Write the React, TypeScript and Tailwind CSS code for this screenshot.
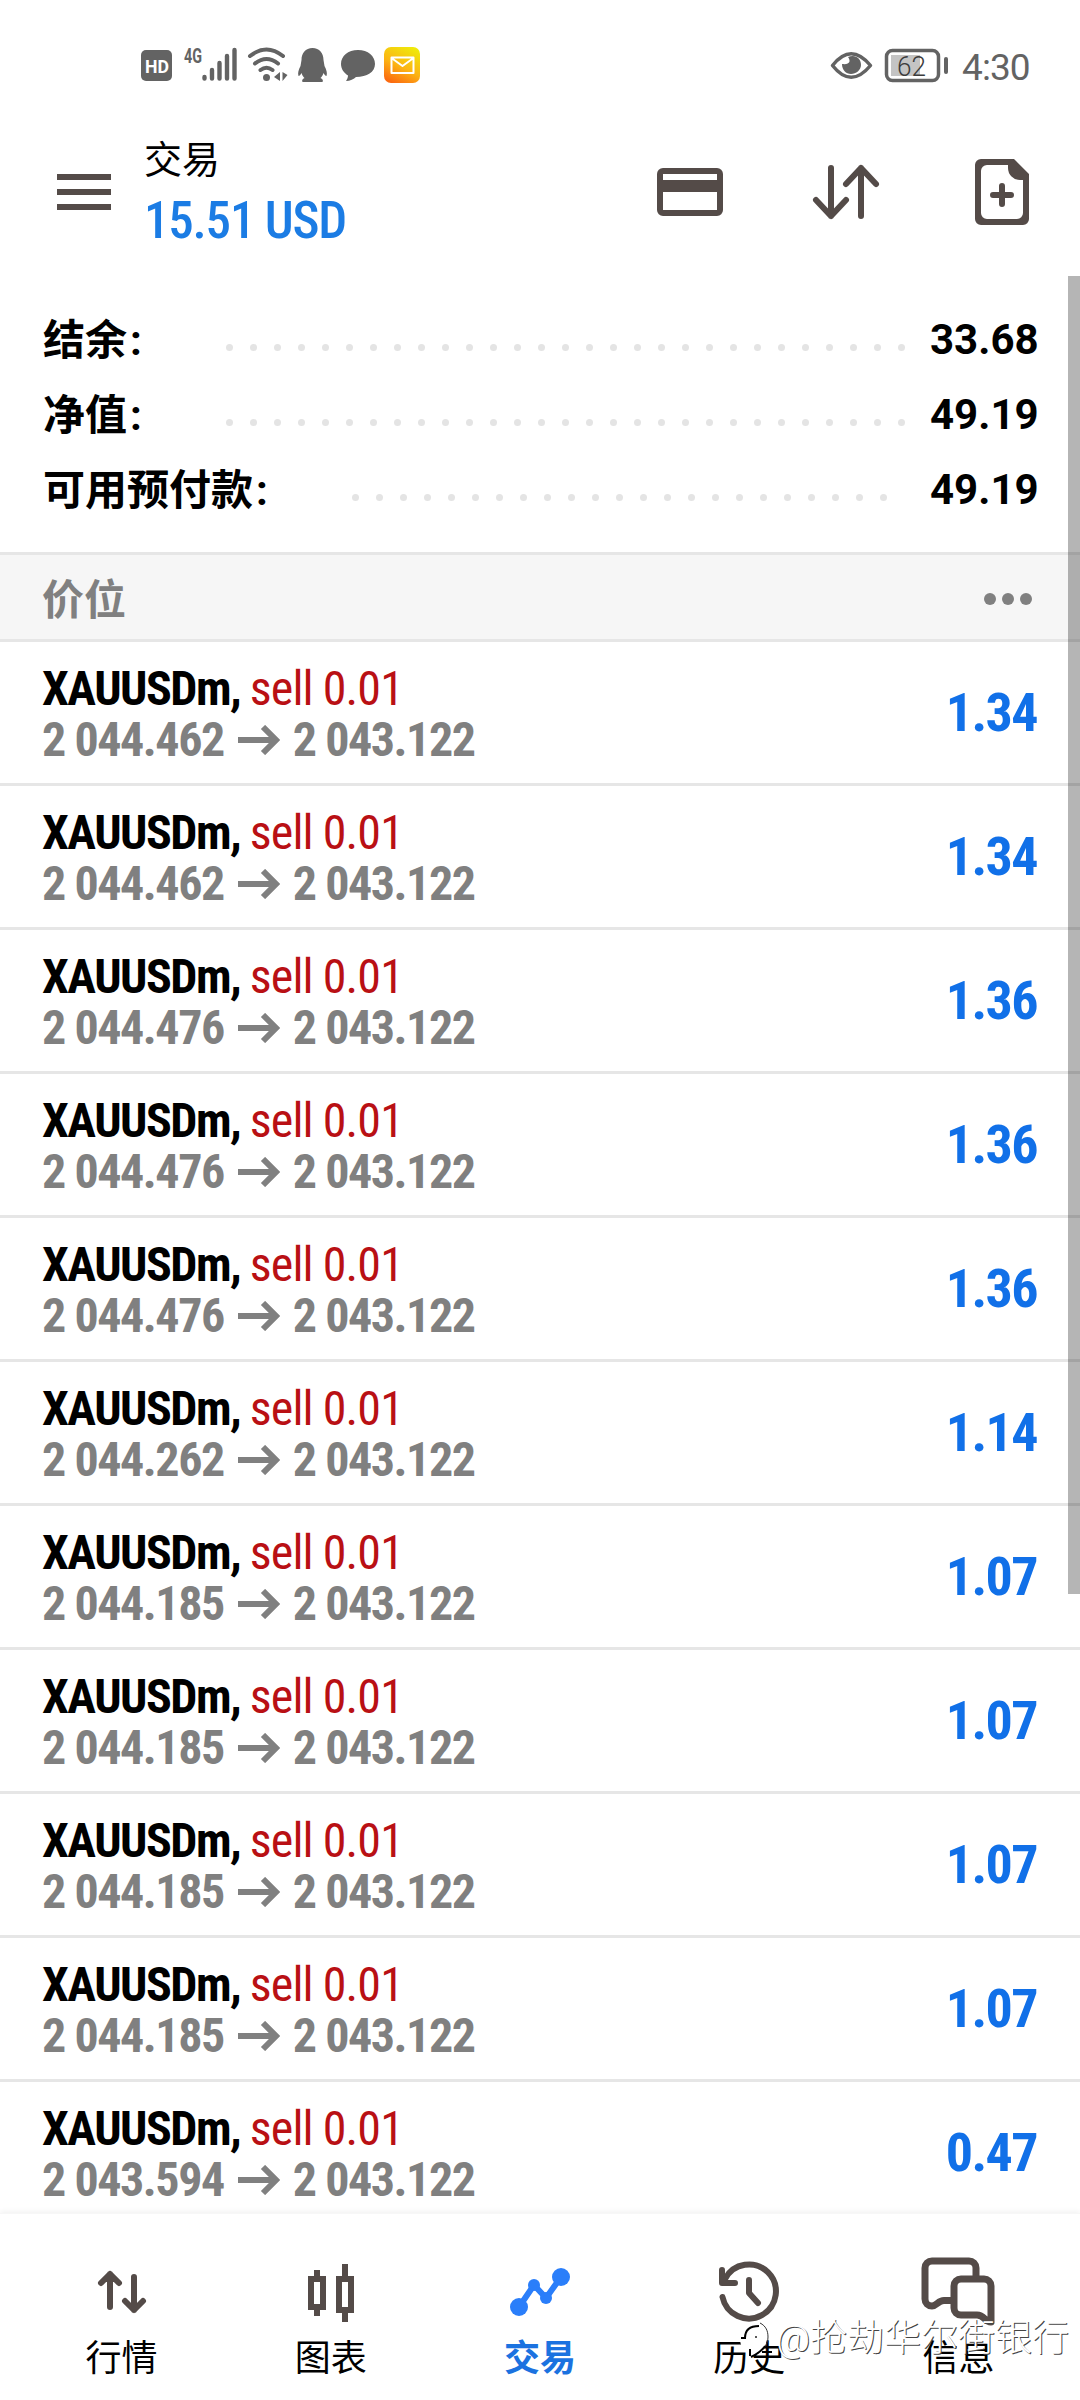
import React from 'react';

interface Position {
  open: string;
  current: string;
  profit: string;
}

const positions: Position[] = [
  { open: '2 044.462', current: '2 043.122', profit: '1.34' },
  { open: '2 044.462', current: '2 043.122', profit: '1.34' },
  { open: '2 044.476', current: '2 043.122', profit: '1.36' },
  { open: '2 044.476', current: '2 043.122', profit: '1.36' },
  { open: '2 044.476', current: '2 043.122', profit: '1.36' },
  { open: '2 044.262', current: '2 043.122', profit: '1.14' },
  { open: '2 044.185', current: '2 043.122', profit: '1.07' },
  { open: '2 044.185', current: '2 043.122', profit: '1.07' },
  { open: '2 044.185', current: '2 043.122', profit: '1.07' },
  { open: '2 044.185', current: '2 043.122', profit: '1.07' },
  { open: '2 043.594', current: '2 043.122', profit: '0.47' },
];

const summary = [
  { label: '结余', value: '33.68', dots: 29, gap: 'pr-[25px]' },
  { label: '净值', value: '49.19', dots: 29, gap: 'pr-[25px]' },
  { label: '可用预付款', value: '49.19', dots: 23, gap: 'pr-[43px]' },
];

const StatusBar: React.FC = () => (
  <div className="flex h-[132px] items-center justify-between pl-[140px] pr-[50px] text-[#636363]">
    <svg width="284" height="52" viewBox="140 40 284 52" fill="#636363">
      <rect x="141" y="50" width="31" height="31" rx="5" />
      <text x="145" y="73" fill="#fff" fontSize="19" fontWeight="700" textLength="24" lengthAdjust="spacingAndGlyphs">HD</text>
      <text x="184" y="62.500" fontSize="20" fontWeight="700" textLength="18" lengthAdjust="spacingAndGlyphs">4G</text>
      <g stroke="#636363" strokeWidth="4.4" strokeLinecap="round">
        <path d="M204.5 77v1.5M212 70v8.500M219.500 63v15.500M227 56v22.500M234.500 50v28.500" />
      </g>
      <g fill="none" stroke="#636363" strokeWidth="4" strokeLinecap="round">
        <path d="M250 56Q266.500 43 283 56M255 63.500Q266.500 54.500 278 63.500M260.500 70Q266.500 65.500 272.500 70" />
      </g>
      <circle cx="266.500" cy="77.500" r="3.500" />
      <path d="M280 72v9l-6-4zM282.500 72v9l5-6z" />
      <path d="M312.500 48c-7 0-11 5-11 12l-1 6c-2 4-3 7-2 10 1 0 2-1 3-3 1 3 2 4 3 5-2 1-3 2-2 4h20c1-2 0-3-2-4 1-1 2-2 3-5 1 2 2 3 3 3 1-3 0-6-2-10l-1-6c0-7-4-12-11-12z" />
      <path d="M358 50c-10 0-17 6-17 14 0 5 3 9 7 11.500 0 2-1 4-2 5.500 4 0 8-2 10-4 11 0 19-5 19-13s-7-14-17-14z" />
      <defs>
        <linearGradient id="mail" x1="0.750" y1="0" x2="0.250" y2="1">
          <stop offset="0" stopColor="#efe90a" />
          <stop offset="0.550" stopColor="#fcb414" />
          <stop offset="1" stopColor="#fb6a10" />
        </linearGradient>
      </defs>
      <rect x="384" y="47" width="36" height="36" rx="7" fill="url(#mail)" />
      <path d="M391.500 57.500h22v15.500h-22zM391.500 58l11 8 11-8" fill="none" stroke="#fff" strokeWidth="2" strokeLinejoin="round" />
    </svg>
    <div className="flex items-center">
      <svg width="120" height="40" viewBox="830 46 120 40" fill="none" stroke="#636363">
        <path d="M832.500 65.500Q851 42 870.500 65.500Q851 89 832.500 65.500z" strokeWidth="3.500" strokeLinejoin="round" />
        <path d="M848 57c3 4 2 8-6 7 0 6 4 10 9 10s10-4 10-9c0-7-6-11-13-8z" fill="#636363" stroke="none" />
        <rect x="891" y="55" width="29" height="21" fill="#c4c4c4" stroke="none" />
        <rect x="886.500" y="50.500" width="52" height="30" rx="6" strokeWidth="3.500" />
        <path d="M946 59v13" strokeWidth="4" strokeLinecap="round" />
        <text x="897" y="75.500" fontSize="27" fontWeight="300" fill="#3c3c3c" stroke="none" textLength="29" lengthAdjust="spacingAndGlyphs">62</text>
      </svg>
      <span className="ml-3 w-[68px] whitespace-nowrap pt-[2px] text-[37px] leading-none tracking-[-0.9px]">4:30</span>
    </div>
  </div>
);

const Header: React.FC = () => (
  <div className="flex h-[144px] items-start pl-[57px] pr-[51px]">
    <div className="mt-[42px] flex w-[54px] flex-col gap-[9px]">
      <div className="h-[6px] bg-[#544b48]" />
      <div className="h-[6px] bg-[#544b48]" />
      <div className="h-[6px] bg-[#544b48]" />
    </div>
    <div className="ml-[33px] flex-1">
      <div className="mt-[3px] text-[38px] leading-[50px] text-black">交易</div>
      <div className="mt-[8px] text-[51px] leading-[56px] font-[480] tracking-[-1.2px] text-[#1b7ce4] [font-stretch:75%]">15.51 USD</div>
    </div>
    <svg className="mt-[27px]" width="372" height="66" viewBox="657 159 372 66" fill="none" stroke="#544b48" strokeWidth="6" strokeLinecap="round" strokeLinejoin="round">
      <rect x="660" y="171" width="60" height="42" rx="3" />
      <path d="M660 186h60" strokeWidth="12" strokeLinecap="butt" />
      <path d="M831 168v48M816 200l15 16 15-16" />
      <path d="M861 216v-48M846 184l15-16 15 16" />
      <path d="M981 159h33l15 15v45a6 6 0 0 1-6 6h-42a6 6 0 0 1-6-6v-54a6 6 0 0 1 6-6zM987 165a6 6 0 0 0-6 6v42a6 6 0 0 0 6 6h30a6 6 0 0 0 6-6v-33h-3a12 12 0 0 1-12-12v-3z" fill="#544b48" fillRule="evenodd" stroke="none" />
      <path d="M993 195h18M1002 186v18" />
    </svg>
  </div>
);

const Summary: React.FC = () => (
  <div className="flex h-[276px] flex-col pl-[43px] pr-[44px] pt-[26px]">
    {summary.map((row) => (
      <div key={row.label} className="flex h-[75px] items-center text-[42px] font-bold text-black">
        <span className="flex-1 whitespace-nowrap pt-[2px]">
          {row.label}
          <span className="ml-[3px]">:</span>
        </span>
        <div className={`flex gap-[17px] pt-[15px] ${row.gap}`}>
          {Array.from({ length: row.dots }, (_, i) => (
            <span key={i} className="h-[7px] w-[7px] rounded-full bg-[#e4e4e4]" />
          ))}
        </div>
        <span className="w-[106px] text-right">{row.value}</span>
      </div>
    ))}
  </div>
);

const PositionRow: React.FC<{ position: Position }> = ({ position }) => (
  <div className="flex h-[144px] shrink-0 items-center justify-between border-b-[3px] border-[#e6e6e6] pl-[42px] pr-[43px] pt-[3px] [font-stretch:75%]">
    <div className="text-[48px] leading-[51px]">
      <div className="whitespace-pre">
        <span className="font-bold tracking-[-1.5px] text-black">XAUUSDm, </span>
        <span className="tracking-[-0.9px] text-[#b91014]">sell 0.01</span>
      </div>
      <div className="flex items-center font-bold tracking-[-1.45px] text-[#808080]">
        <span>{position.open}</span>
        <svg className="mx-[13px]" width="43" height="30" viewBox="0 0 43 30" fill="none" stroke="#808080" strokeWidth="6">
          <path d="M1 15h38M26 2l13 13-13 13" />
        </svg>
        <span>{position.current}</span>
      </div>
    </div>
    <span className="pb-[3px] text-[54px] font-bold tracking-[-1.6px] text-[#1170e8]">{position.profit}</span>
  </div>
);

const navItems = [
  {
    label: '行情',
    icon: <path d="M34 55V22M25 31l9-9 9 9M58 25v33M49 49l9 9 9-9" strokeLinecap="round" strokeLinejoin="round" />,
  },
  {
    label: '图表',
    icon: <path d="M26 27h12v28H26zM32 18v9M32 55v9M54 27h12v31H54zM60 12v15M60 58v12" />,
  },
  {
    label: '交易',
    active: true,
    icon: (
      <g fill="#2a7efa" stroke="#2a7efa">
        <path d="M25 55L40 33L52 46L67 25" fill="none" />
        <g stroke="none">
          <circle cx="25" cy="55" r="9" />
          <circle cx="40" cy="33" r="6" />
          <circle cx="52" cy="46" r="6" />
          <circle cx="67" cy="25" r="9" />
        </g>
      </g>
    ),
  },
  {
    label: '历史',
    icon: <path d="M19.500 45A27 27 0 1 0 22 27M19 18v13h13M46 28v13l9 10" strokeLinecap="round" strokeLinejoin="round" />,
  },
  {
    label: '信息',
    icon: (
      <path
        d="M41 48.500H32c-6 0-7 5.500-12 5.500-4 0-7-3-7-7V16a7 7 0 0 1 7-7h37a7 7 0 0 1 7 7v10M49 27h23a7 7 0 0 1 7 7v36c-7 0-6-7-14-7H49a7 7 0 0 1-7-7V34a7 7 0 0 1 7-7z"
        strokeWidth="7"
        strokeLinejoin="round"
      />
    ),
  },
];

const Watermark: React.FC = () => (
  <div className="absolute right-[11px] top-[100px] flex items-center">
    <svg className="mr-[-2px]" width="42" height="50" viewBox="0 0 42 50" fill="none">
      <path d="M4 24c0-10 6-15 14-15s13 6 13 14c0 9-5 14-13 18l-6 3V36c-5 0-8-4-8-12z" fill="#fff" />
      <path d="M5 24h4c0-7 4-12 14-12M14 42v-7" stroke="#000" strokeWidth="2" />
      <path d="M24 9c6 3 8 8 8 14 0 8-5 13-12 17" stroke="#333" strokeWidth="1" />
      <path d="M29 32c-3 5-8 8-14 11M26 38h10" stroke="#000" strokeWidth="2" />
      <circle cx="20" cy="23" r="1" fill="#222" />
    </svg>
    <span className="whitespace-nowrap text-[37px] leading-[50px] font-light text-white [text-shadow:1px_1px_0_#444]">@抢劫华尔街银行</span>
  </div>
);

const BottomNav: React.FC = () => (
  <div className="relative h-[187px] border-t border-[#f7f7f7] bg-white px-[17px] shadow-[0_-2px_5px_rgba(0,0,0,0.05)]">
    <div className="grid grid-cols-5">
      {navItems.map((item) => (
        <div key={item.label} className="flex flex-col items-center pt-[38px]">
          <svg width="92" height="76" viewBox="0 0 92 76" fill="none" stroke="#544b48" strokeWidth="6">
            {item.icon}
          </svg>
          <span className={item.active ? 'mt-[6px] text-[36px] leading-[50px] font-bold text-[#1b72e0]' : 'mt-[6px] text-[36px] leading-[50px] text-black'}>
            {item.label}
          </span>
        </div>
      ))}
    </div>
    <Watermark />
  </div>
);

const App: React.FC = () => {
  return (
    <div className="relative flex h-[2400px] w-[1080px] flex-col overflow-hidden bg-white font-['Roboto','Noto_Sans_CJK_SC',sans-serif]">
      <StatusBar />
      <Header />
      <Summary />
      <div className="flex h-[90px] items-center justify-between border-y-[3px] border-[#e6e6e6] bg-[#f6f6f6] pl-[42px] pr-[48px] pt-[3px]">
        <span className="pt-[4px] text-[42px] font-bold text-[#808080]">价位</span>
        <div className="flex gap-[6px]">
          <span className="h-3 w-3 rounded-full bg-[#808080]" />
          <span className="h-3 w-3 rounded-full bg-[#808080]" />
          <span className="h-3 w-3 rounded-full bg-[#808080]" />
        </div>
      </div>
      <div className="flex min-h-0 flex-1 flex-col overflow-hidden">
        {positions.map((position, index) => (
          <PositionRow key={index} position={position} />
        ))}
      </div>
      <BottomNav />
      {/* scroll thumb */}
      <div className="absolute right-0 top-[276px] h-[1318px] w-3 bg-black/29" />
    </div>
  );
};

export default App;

▶ **TASK BRIEF**: Scan the material above for the word "React". Copy each line where it occurs.

▶ **ANSWER TO THE EXERCISE**:
Write the React, TypeScript and Tailwind CSS code for this screenshot.
import React from 'react';
const StatusBar: React.FC = () => (
const Header: React.FC = () => (
const Summary: React.FC = () => (
const PositionRow: React.FC<{ position: Position }> = ({ position }) => (
const Watermark: React.FC = () => (
const BottomNav: React.FC = () => (
const App: React.FC = () => {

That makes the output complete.